ADDENDUM W/ the above figure you've now attached, b(4)-->0 so all you need is a starting value for b0(3); possibly even beginning with 0 would be adequate as it's the only shape-changing coefficient in the expression as written. If that turns out to not work well, simply choose a small, nonnegative value; you can determine the initial sign by the expedient of fitting a quadratic and checking the curvature or fit a straight line and check the preponderance of the residuals in the mid range--if they're positive it'll be convex and vice versa.
However, as I noted above, that doesn't seem to be the proper form as it won't be continuous with B over the range [-,0,+] as it appears the intent is from the graphic as what you've written is degenerate at B=0.

Star Strider
Star Strider el 21 de Sept. de 2016
You need to use a function that allows you to get confidence intervals on the parameters. Both nlinfit and lsqcurvefit can do this. You then need to get the 95% confidence interval (confidence limits) on ‘B’. If they include zero (they will have opposite signs), then you can assume it is straight (neither concave nor convex). If they do not include zero (both the same sign), ‘B’ is significantly different from zero, and your data are either concave or convex depending on its sign.

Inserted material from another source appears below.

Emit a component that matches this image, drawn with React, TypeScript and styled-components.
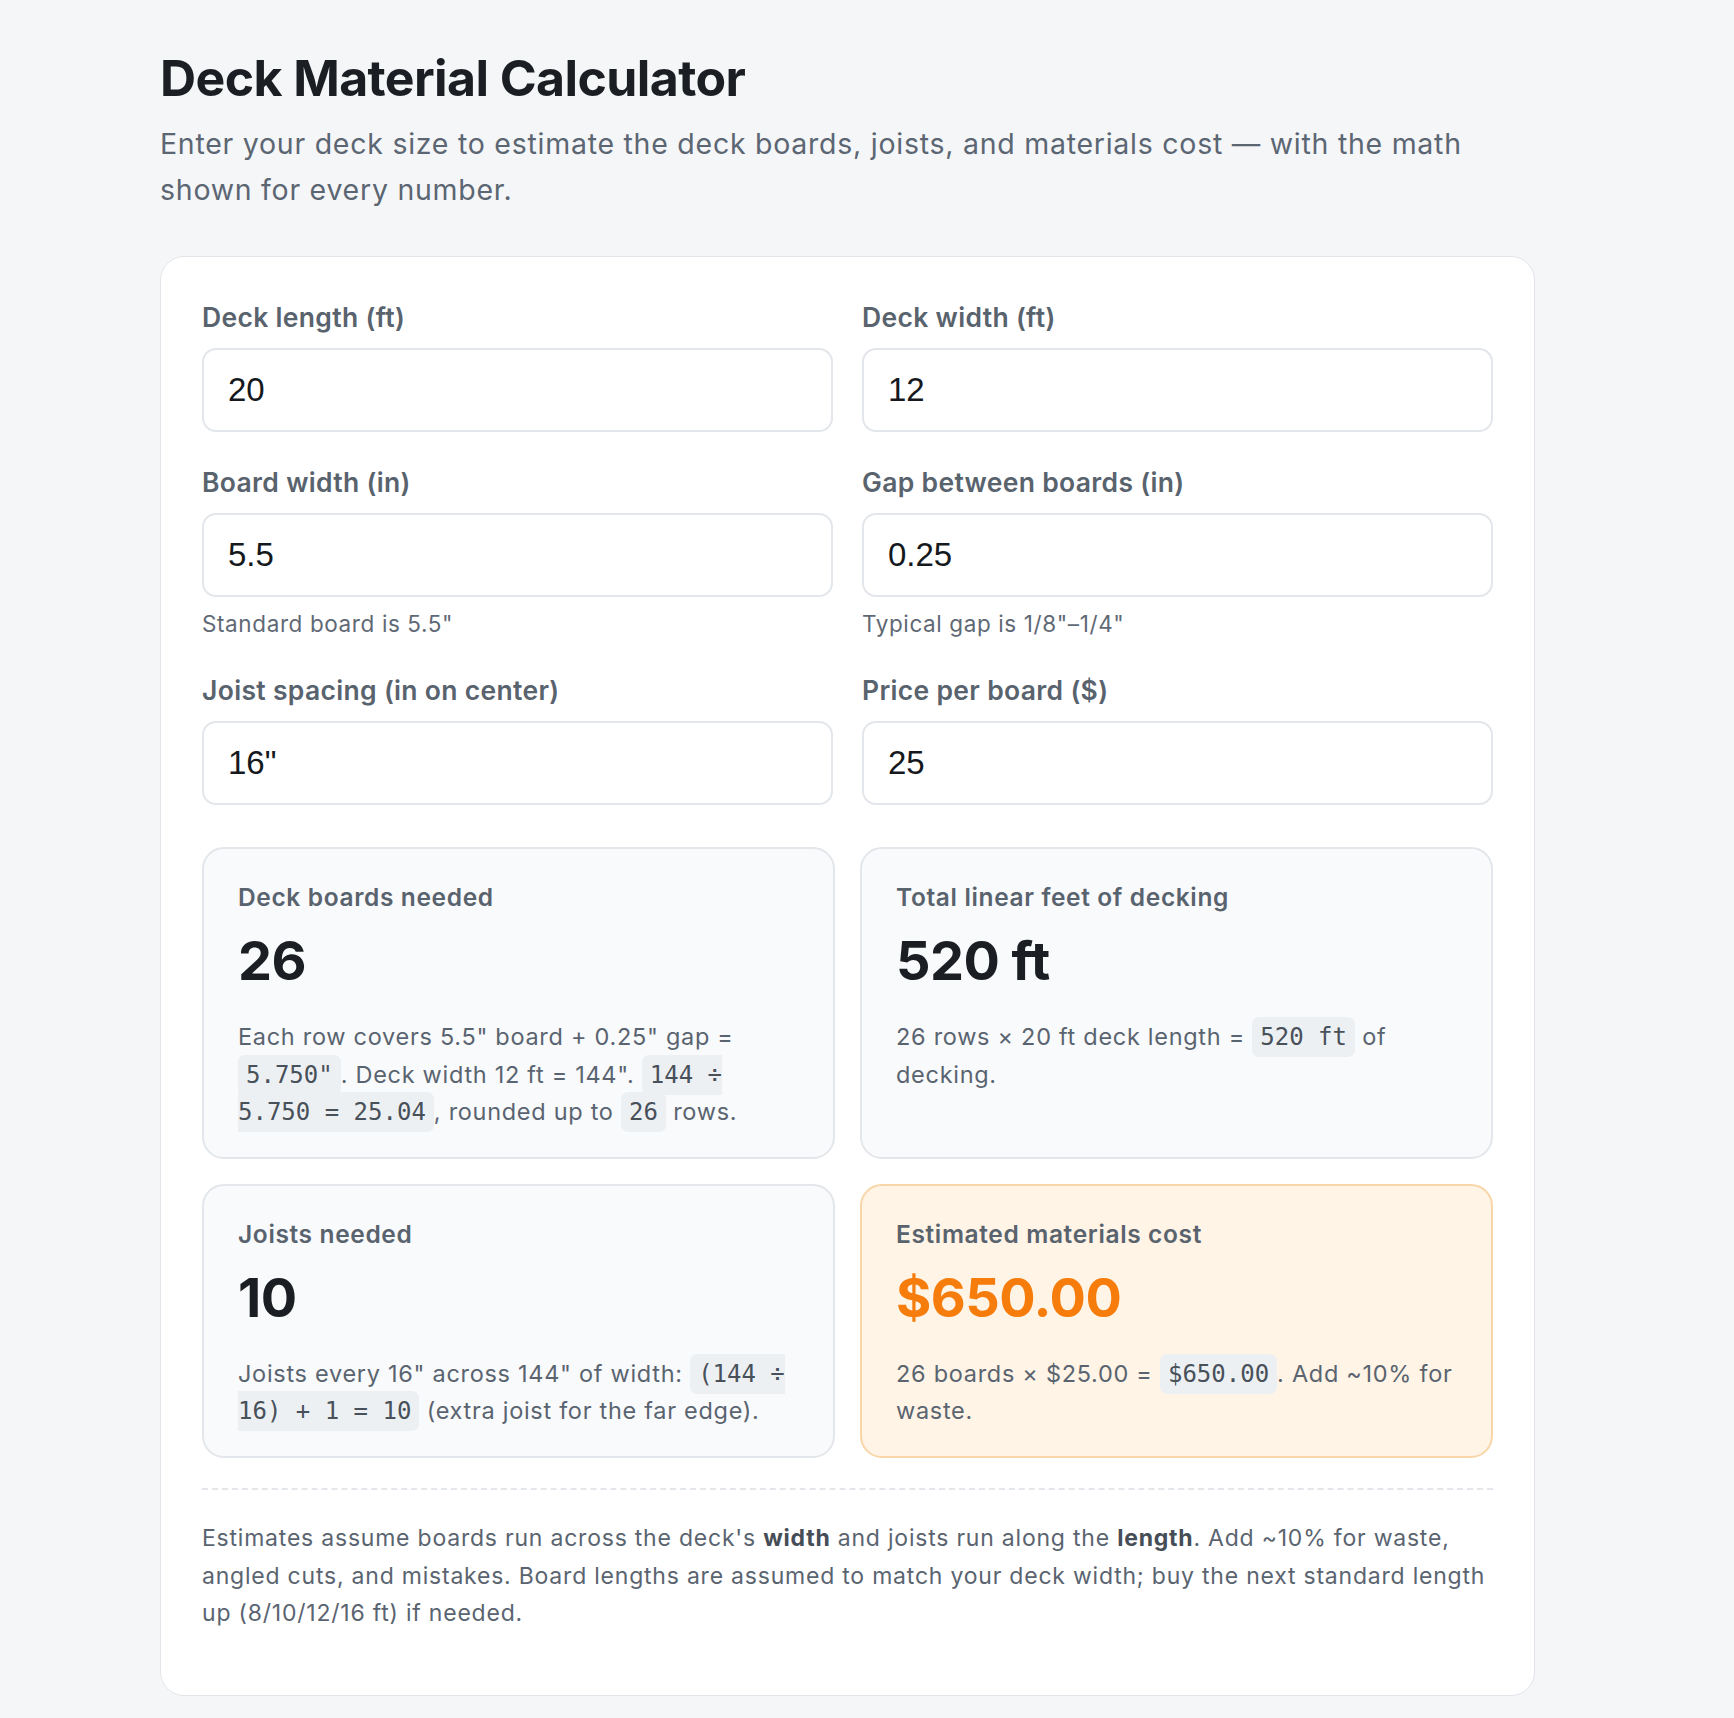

If you have the Global Optimization Toolbox, I would begin by using the patternsearch function, because it could be difficult to determine an appropriate set of the initial parameter estimates by trial-and-error. Use the parameter estimates returned by patternsearch as your initial parameter estimates for nlinfit or lsqcurvefit to get the parameter estimates on ‘B’. Then use nlparci to get the confidence intervals on the parameters. (You will also get the confidence intervals on all the other parameters, to use if you need them.)